How do you reconstruct yesterday's 3pm version of the doc?
Find the snapshot just before 3pm yesterday — say snap_4982000.bin from 2:55pm. Replay ops 4982001..N from Cassandra, where N is the last op-id with a timestamp ≤ 3pm. Stop. The reconstructed state is exactly what users saw at 3pm. To restore that as the live version, generate a delta op stream that takes the current doc back to that state — and feed those ops through the normal Doc Session Server so other connected editors see the restoration as a sequence of natural ops with normal animation and undo support.
How do you handle a 1500-op offline edit on reconnect?
Stream them sequentially after transforming. Client buffers ops locally with their original parent op-id. On reconnect, server ships the missed remote ops; client transforms its 1500 buffered ops against them (a single batched transform pass, microseconds per op). Client then streams the transformed ops to the server in order, server applies and broadcasts each. Other editors see the offline batch flow in over a few seconds — visually animated, but correct.
How does cursor presence not flood the network?
Three tactics. (1) Separate Redis Pub/Sub channel — cursors don't go through the OT pipeline. (2) Client-side throttle — cursor updates batched at most every 50ms, so even rapid arrow-key spam emits 20 msgs/sec max per user. (3) Channel scope — only collaborators on the same doc subscribe, so a 100M-user system never has any single channel with more than ~100 subscribers.
What if two users delete the same character?
The transform handles it.
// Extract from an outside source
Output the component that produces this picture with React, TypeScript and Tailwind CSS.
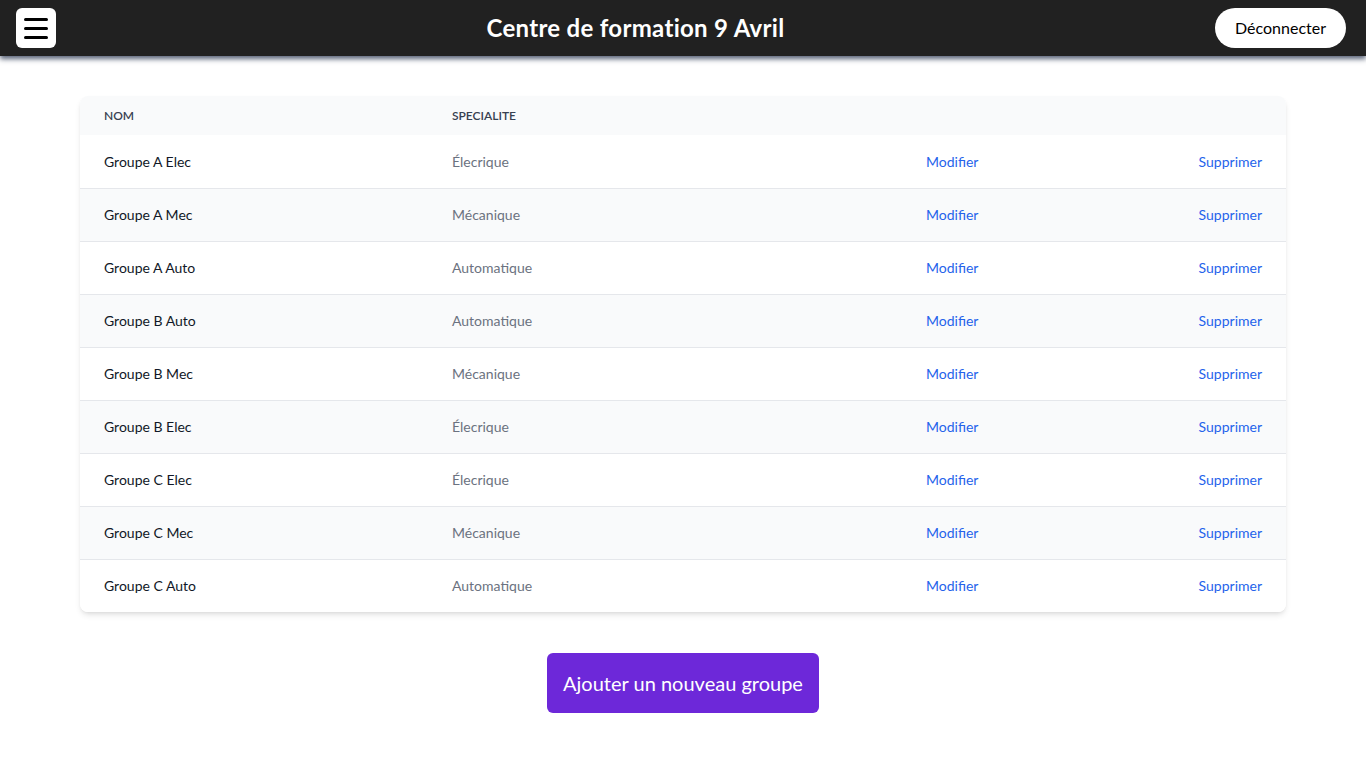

Both ops are delete(pos=42, len=1). Server applies the first, deleting the character; assigns op-id 1043, broadcasts. Server receives the second, calls transform: "this delete is fully inside an already-deleted range → becomes a no-op." Op is logged as a no-op for audit, broadcast as a no-op, both clients converge. The second user's intention (remove that character) is satisfied by the first user's action — nothing was lost, nothing was double-applied.
Why WebSocket and not gRPC streaming or HTTP/2 push?
Browser support and bidirectional simplicity. WebSocket has been universally supported in browsers since 2011 — no polyfills, no transport hacks. gRPC-web exists but is awkward for the symmetric bidirectional flow we need. HTTP/2 Server Push was deprecated in major browsers. WebSocket is just TCP with a framing protocol, which is exactly the abstraction we want for "long-lived bidirectional message stream". For our mobile native apps, we use the same WebSocket protocol over the OS's network APIs.
The one-line summary the interviewer remembers: "Each doc has one Doc Session Server that orders every op via Operational Transformation, persists it to a Cassandra op log before broadcasting to all collaborators over sticky WebSockets, and snapshots to S3 every 1000 ops — with cursor presence on a separate Redis pub/sub channel and permissions checked both at WebSocket establish and per-op. The whole architecture is built around the asymmetry that edits are 100-byte ops, not 100-KB documents."